The fundamental argument of this study is that for the Mori Indigenous Community, water is not a commercial commodity or a dead resource (“I-It”), but rather a subject of life (“I-Thou”) that carries profound spiritual, historical, and cosmological values. Through the Indigenous Religion Paradigm, water is seen as having the status of personhood and interconnectedness with humans as well as non-human entities. Methodologically, the study adopts a qualitative research approach with ethnographic sensitivity, combining in-depth interviews and direct observation in the field. This study focuses on two Mori indigenous communities: the community living in Tiu Village, Petasia District (Mori Petasia), and Korowalelo Village, Lembo District (Mori Bawah), in North Morowali Regency (Wita Mori), Central Sulawesi. Yet today, the Mori Indigenous Community is suffering from a humanitarian crisis and a water crisis due to extractive colonialism, particularly nickel mining and oil palm expansion.

The most prominent element of Tiu Village’s cosmology is the belief in Imbu (or Umbu Koloro), a mythological creature in the form of a dragon or giant snake with large eyes and a body resembling a tree trunk. Imbu is believed to dwell at the bottom of Lake Tiu and serves as the protector of water and ruler of the weather. The narrative about Imbu creates an ethic of caution, forcing the community not to speak arrogantly, throw waste, or exploit the lake. Meanwhile, the most important water narrative in Korowalelo Village is a cosmic myth about the friendship and dispute of two mountains: Mount Tamba Uwai and Mount Ponteo’a. This myth transmits the message that Mount Tamba Uwai is a water protector entity that manages the fair distribution of water for all villages below it, instilling a sense of responsibility among downstream communities to respect and not disrupt this water-sharing order.

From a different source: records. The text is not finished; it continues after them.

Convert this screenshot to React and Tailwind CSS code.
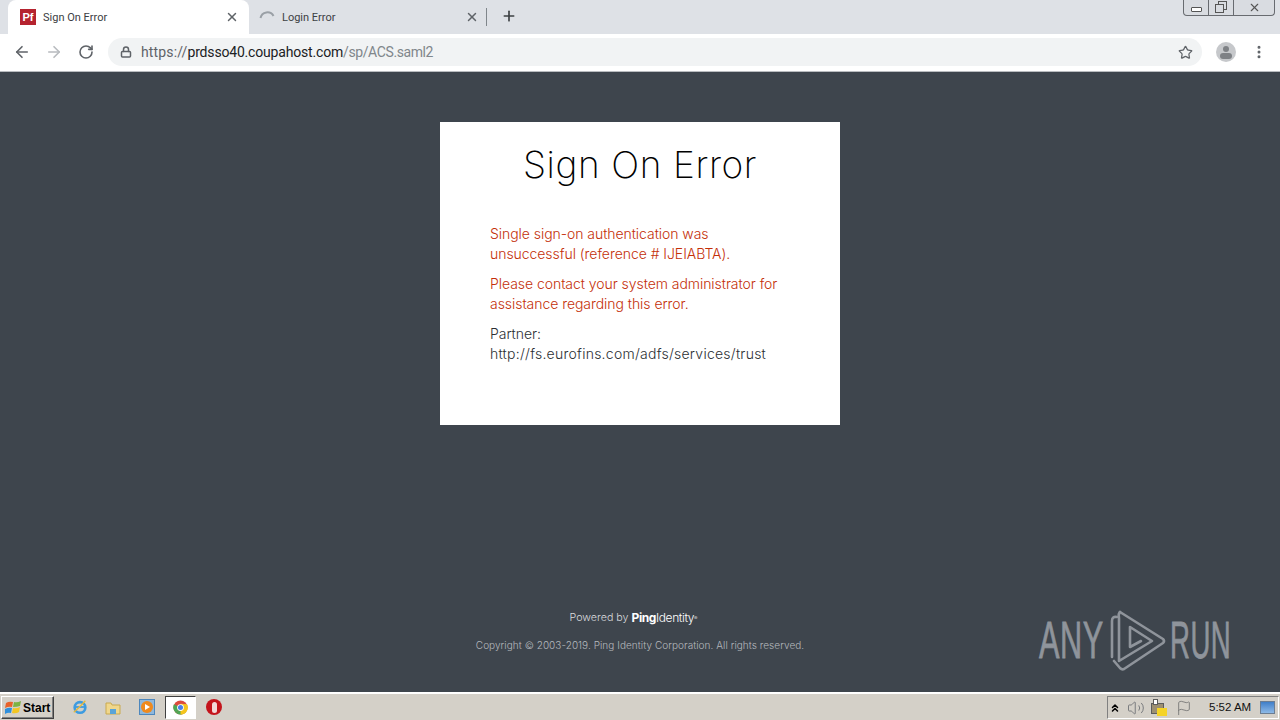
import React from "react";
import { ArrowLeft, ArrowRight, RotateCw, Lock, Star, MoreVertical, X, Plus, ChevronsUp, Volume2, Flag } from "lucide-react";

const UI = "font-['Roboto','Liberation_Sans',sans-serif]";

function Tab({ active, icon, title }) {
  return (
    <div className={`relative h-[34px] flex items-center shrink-0 ${active ? "w-[241px] bg-white rounded-t-[8px] ml-[8px] pl-[12px] pr-[7px]" : "w-[238px] pl-[10px] pr-[5px]"}`}>
      {icon}
      <span className={`text-[11px] text-[#3c4043] ml-[7px] pt-[2px] flex-1 ${UI}`}>{title}</span>
      <X size={14} strokeWidth={2.5} className="text-[#5f6368] mr-[3px]" />
    </div>
  );
}

function Watermark() {
  return (
    <div className="absolute left-[1039px] top-[610px] h-[62px] w-[194px] text-[#8f949b]">
      <span className="absolute left-0 top-[7px] text-[52px] leading-[46px] origin-left scale-x-[0.59] font-['Liberation_Sans',sans-serif] tracking-[1px] [-webkit-text-stroke:0.8px_#8f949b]">ANY</span>
      <svg className="absolute left-[71px] top-[-1px]" width="56" height="62" viewBox="0 0 56 62" fill="none" stroke="#8f949b" strokeWidth="2.6" strokeLinejoin="round" strokeLinecap="round">
        <path d="M2 48 V12 Q2 7 7 8" />
        <path d="M10 3 L53 30 Q55 32 53 34 L14 60 Q12 61 10 59 L4 52" />
        <path d="M10 3 Q8 5 9 9 V52 L42 32 L20 18 V38 L31 32" />
      </svg>
      <span className="absolute left-[131px] top-[7px] text-[52px] leading-[46px] origin-left scale-x-[0.53] font-['Liberation_Sans',sans-serif] tracking-[1px] [-webkit-text-stroke:0.8px_#8f949b]">RUN</span>
    </div>
  );
}

function WinLogo() {
  return (
    <svg width="17" height="15" viewBox="0 0 17 15">
      <path d="M1 3 Q4 1 8 2 L7 7 Q4 6 0 8 Z" fill="#e8622a" />
      <path d="M9 2 Q12 3 16 1 L15 6 Q12 7 8 7 Z" fill="#7cb342" />
      <path d="M0 9 Q4 7 7 8 L6 13 Q3 12 0 14 Z" fill="#2f8fdc" />
      <path d="M8 8 Q11 9 15 7 L14 12 Q11 14 7 13 Z" fill="#f3c622" />
    </svg>
  );
}

function Taskbar() {
  return (
    <div className="h-[28px] shrink-0 bg-[#d4d0c8] border-t-2 border-t-white flex items-center">
      <div className="ml-[1px] mt-[1px] h-[23px] w-[53px] border border-t-white border-l-white border-r-[#404040] border-b-[#404040] flex items-center pl-[3px] gap-[1px] text-[12px] font-bold text-black font-['Liberation_Sans',sans-serif] shadow-[inset_-1px_-1px_0_#808080]">
        <WinLogo />
        <span>Start</span>
      </div>
      <div className="ml-[18px] w-[16px] flex justify-center">
        <svg width="18" height="18" viewBox="0 0 18 18">
          <circle cx="9" cy="9.5" r="6" fill="none" stroke="#3d9be0" strokeWidth="3" />
          <path d="M4 9h10" stroke="#3d9be0" strokeWidth="2" />
          <path d="M2 15 Q8 10 15 2" fill="none" stroke="#e8b93a" strokeWidth="1.5" />
        </svg>
      </div>
      <div className="ml-[17px]">
        <svg width="16" height="16" viewBox="0 0 16 16">
          <path d="M1 4h5l1 2h8v9H1z" fill="#f0d78c" stroke="#c9a94f" />
          <path d="M5 10h6v5H5z" fill="#5aa4d8" />
        </svg>
      </div>
      <div className="ml-[18px] w-[16px] h-[16px] bg-[#8fb8dc] border border-[#4d87bd] flex items-center justify-center">
        <div className="w-[12px] h-[12px] rounded-full bg-[#ef8a1e] flex items-center justify-center">
          <div className="w-0 h-0 ml-[1px] border-y-[3px] border-y-transparent border-l-[5px] border-l-white" />
        </div>
      </div>
      <div className="ml-[10px] w-[31px] h-[23px] bg-white border border-t-[#404040] border-l-[#404040] border-r-white border-b-white flex items-center justify-center">
        <svg width="15" height="15" viewBox="0 0 16 16">
          <circle cx="8" cy="8" r="7.5" fill="#dd4b3d" />
          <path d="M8 8 L14.8 11 A7.5 7.5 0 0 1 3.5 14 Z" fill="#4da856" />
          <path d="M8 8 L1 4.5 A7.5 7.5 0 0 0 3.5 14 Z" fill="#4da856" />
          <path d="M8 4 L15 4.5 A7.5 7.5 0 0 1 8 15.5 Z" fill="#f5c51d" />
          <circle cx="8" cy="8" r="3.6" fill="#fff" />
          <circle cx="8" cy="8" r="2.7" fill="#4a80e8" />
        </svg>
      </div>
      <div className="ml-[10px] w-[16px] h-[16px] rounded-full bg-[#c4141c] flex items-center justify-center">
        <div className="w-[5px] h-[11px] rounded-full bg-[#f3d9d9]" />
      </div>
      <div className="ml-auto mr-[1px] mt-[1px] h-[23px] w-[172px] border border-t-[#808080] border-l-[#808080] border-r-white border-b-white flex items-center text-black">
        <ChevronsUp size={12} strokeWidth={3} className="ml-[1px]" />
        <Volume2 size={18} strokeWidth={1.3} className="ml-[6px] text-[#77797c]" />
        <div className="ml-[5px] relative w-[17px] h-[17px]">
          <div className="absolute left-[1px] top-[4px] w-[13px] h-[11px] bg-[#9c8f72] border border-[#5c5c5c]" />
          <div className="absolute left-[3px] top-0 w-[5px] h-[6px] bg-white border border-[#5c5c5c]" />
          <div className="absolute left-[7px] top-[9px] w-[10px] h-[8px] bg-[#f5d327]" />
        </div>
        <Flag size={16} strokeWidth={1.2} className="ml-[9px] text-[#6d6d6d]" />
        <span className="ml-[17px] text-[11.5px] font-['Liberation_Sans',sans-serif] text-[#111]">5:52 AM</span>
        <div className="ml-[9px] w-[15px] h-[13px] bg-gradient-to-b from-[#3f7fc9] to-[#8db9e6] border border-[#6b7d92]" />
      </div>
    </div>
  );
}

export default function App() {
  return (
    <div className="relative w-[1280px] h-[720px] overflow-hidden flex flex-col bg-[#3e454d]">
      <div className="h-[34px] shrink-0 bg-[#dee1e6] relative flex items-end">
        <Tab
          active
          title="Sign On Error"
          icon={<div className="w-[16px] h-[16px] bg-[#b5232f] text-white text-[11px] font-bold leading-[16px] text-center font-['Liberation_Sans',sans-serif]">Pf</div>}
        />
        <Tab
          title="Login Error"
          icon={
            <svg width="16" height="16" viewBox="0 0 16 16" fill="none">
              <path d="M1.5 9 A7 7 0 0 1 14.5 7" stroke="#9aa0a6" strokeWidth="2" />
            </svg>
          }
        />
        <div className="w-px h-[18px] bg-[#80868b] mb-[8px] -ml-[1px]" />
        <Plus size={16} strokeWidth={2.5} className="ml-[14px] mb-[10px] text-[#3c4043]" />
        <div className="absolute right-[1px] top-0 w-[92px] h-[16px] bg-[#d9dce1] border border-t-0 border-[#686b70] rounded-b-[4px] flex items-stretch mr-[4px]">
          <div className="w-[25px] border-r border-[#686b70] flex items-end justify-center pb-[3px]">
            <div className="w-[11px] h-[5px] border border-[#555] rounded-[1px] bg-white" />
          </div>
          <div className="w-[25px] border-r border-[#686b70] relative">
            <div className="absolute left-[9px] top-[1px] w-[9px] h-[9px] border border-[#555]" />
            <div className="absolute left-[6px] top-[4px] w-[9px] h-[9px] border border-[#555] bg-[#d9dce1]" />
          </div>
          <div className="flex-1 flex items-center justify-center">
            <X size={13} strokeWidth={2} className="text-[#555]" />
          </div>
        </div>
      </div>

      <div className="h-[38px] shrink-0 bg-white border-b border-b-[#b9bcc0] pb-[1px] flex items-center">
        <ArrowLeft size={18} strokeWidth={2.2} className="ml-[13px] text-[#5f6368]" />
        <ArrowRight size={18} strokeWidth={2.2} className="ml-[14px] text-[#b8bbbf]" />
        <RotateCw size={16} strokeWidth={2.4} className="ml-[15px] text-[#5f6368]" />
        <div className="ml-[14px] w-[1094px] h-[28px] rounded-full bg-[#f1f3f4] flex items-center">
          <Lock size={12} strokeWidth={3} className="ml-[12px] text-[#5f6368]" />
          <div className={`ml-[9px] text-[14px] flex-1 ${UI}`}>
            <span className="text-[#5f6368] tracking-[0.14px]">https://</span>
            <span className="text-[#202124] tracking-[-0.18px]">prdsso40.coupahost.com</span>
            <span className="text-[#80868b] tracking-[-0.4px]">/sp/ACS.saml2</span>
          </div>
          <Star size={15} strokeWidth={2} className="mr-[9px] text-[#5f6368]" />
        </div>
        <div className="ml-[14px] w-[20px] h-[20px] rounded-full bg-[#c6c8cb] relative overflow-hidden">
          <div className="absolute left-[7px] top-[4px] w-[6px] h-[6px] rounded-full bg-[#7e8185]" />
          <div className="absolute left-[4px] top-[11px] w-[12px] h-[6px] rounded-full bg-[#7e8185]" />
        </div>
        <MoreVertical size={16} strokeWidth={2.5} className="ml-[15px] text-[#5f6368]" />
      </div>

      <div className="flex-1 flex flex-col items-center min-h-0">
        <div className="mt-[50px] w-[400px] h-[303px] bg-white px-[50px] font-['Inter',sans-serif]">
          <h1 className="mt-[19px] text-center text-[37px] leading-[47px] font-extralight tracking-[0.6px] text-black">Sign On Error</h1>
          <div className="mt-[36px] text-[14px] leading-[20px] font-light text-[#c42f08] tracking-[-0.05px]">
            <p>Single sign-on authentication was<br />unsuccessful (reference # IJEIABTA).</p>
            <p className="mt-[10px]">Please contact your system administrator for<br />assistance regarding this error.</p>
          </div>
          <p className="mt-[10px] text-[14px] leading-[20px] font-light text-[#2b2f33]">
            <span className="tracking-[-0.05px]">Partner:</span><br />
            <span className="tracking-[0.25px]">http://fs.eurofins.com/adfs/services/trust</span>
          </p>
        </div>
        <div className="mt-[186px] mr-[13px] text-[10.7px] leading-[14px] text-[#d8dadd] flex items-center font-['Inter',sans-serif] font-light">
          <span>Powered by</span>
          <span className="ml-[3px] font-bold text-white text-[12px] tracking-[-0.4px]">Ping</span>
          <span className="text-white text-[12px] font-light tracking-[-0.4px]">Identity</span>
          <span className="text-[5px] self-start text-white">®</span>
        </div>
        <p className="mt-[13px] text-[10px] leading-[14px] font-light text-[#b5b9bd] font-['Inter',sans-serif] tracking-[0.05px]">Copyright © 2003-2019. Ping Identity Corporation. All rights reserved.</p>
      </div>

      <Watermark />
      <Taskbar />
    </div>
  );
}
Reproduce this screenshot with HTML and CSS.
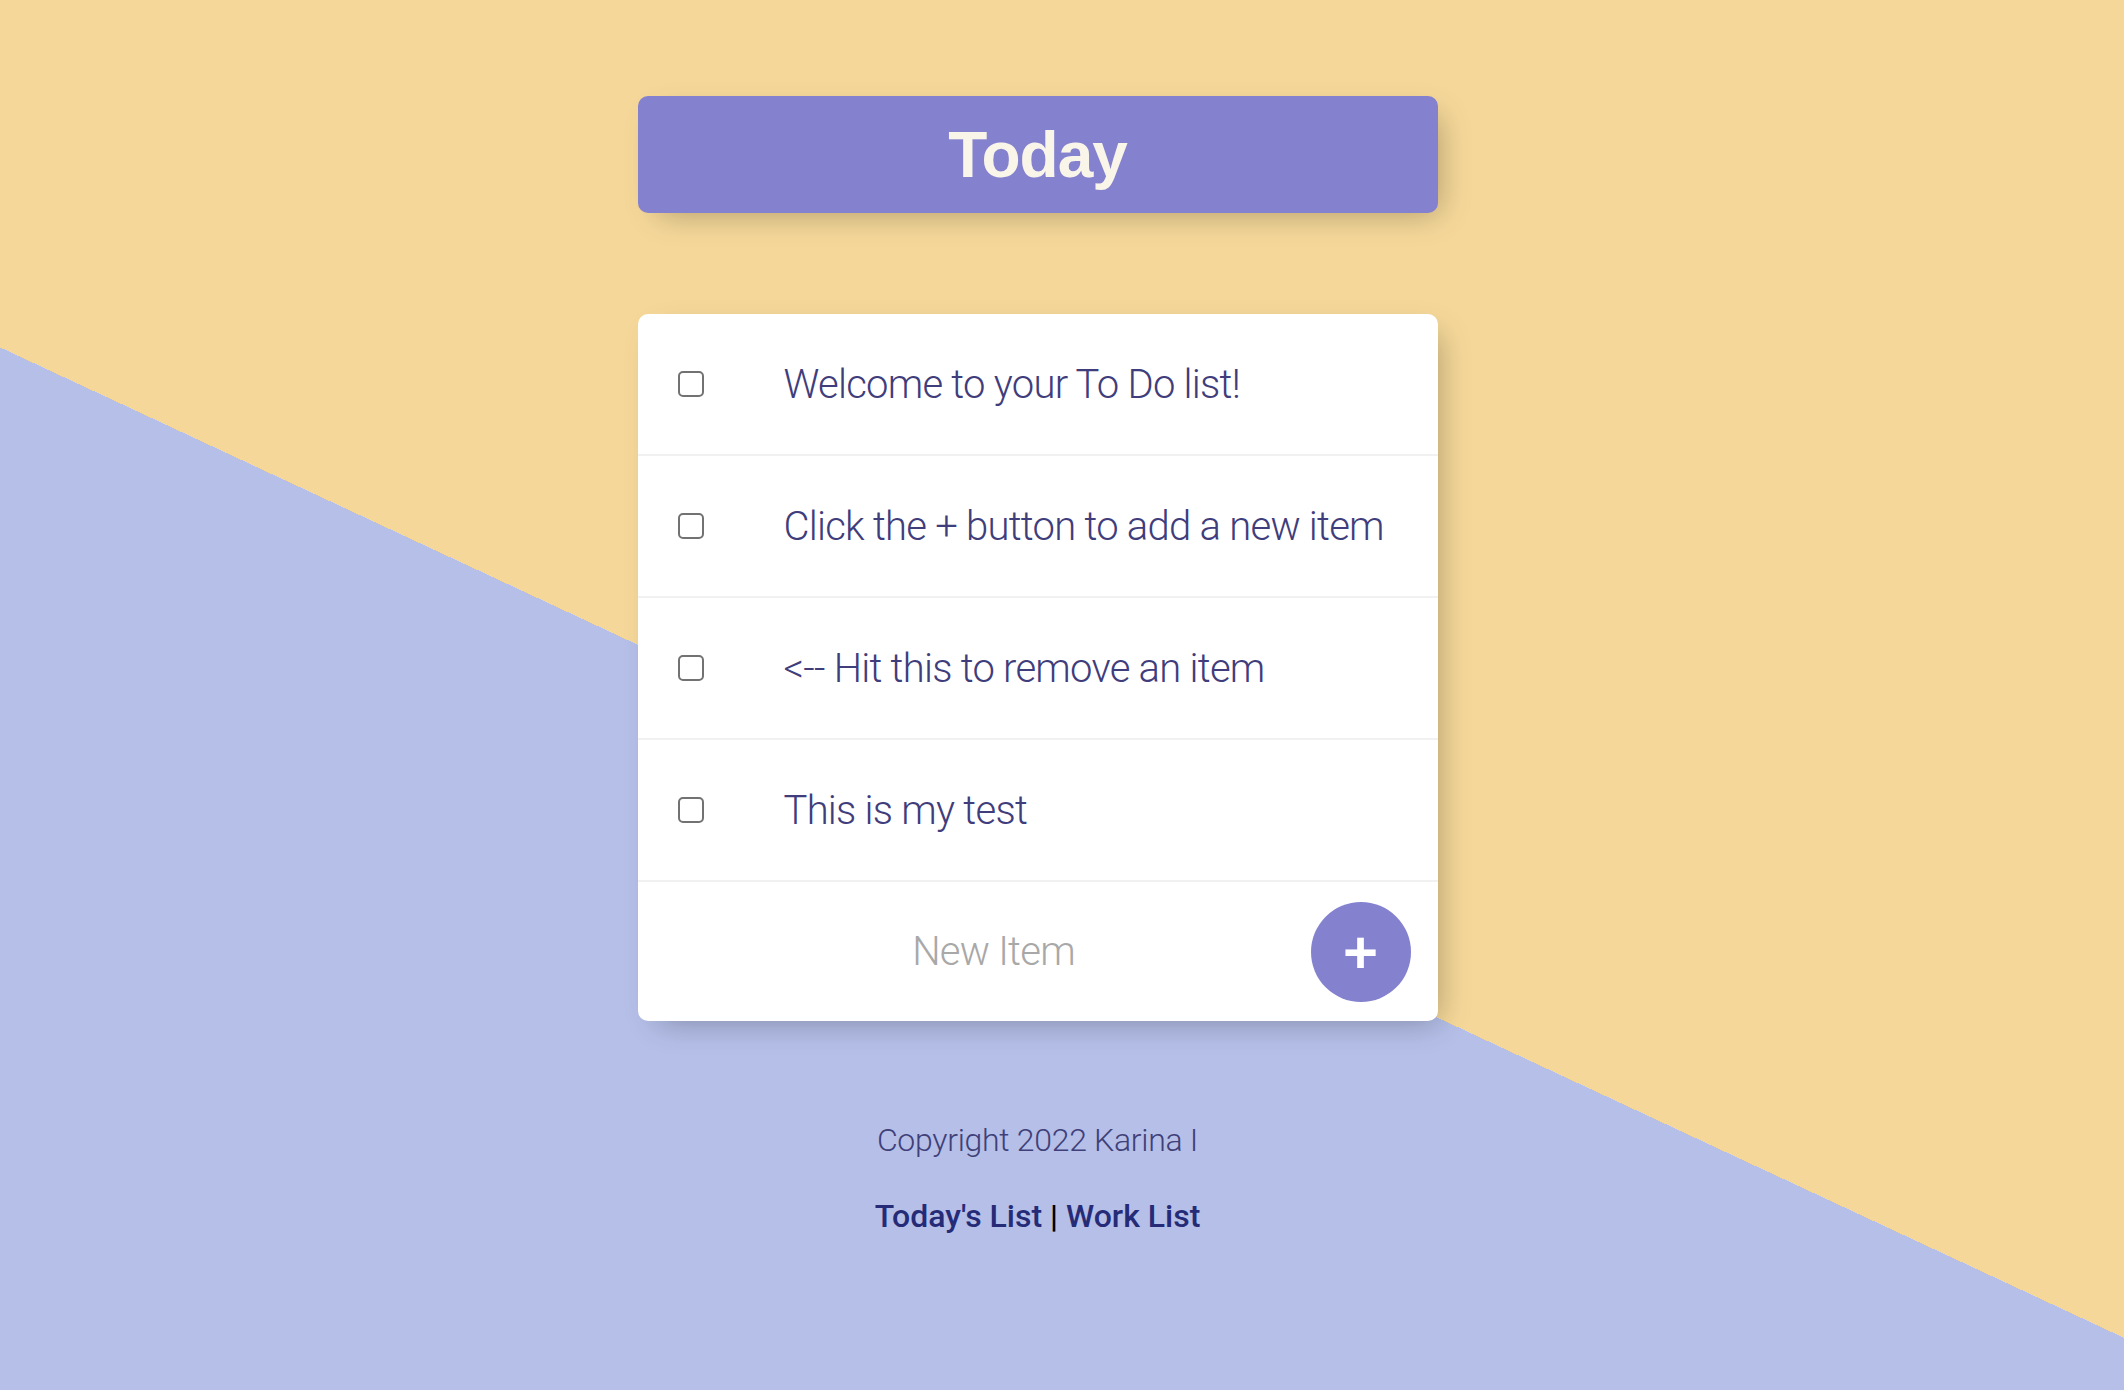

These water narratives reveal that for the Mori, water has always carried sacred and relational meaning, a meaning now threatened by extractive industrialization. The dissertation concludes that in order to ensure the safety and sustainability of freshwater resources in Central Sulawesi in the future, the old epistemological order must be dismantled. Water must be immediately restored to its true theological status: not an object of capitalistic exploitation by the extractive industry, but a sacred entity, “Uwoi Tuwua” (the source of living water), a fellow creature, and a medium that binds the reciprocal harmony between God, humanity, ancestors, and the entire universe.

The successful defense marks an important achievement in Selfitriani Kulla’s doctoral journey and constitutes a significant academic contribution to the development of blue ecology studies on freshwater ecosystems, particularly in Central Sulawesi and the Nusantara archipelago at large.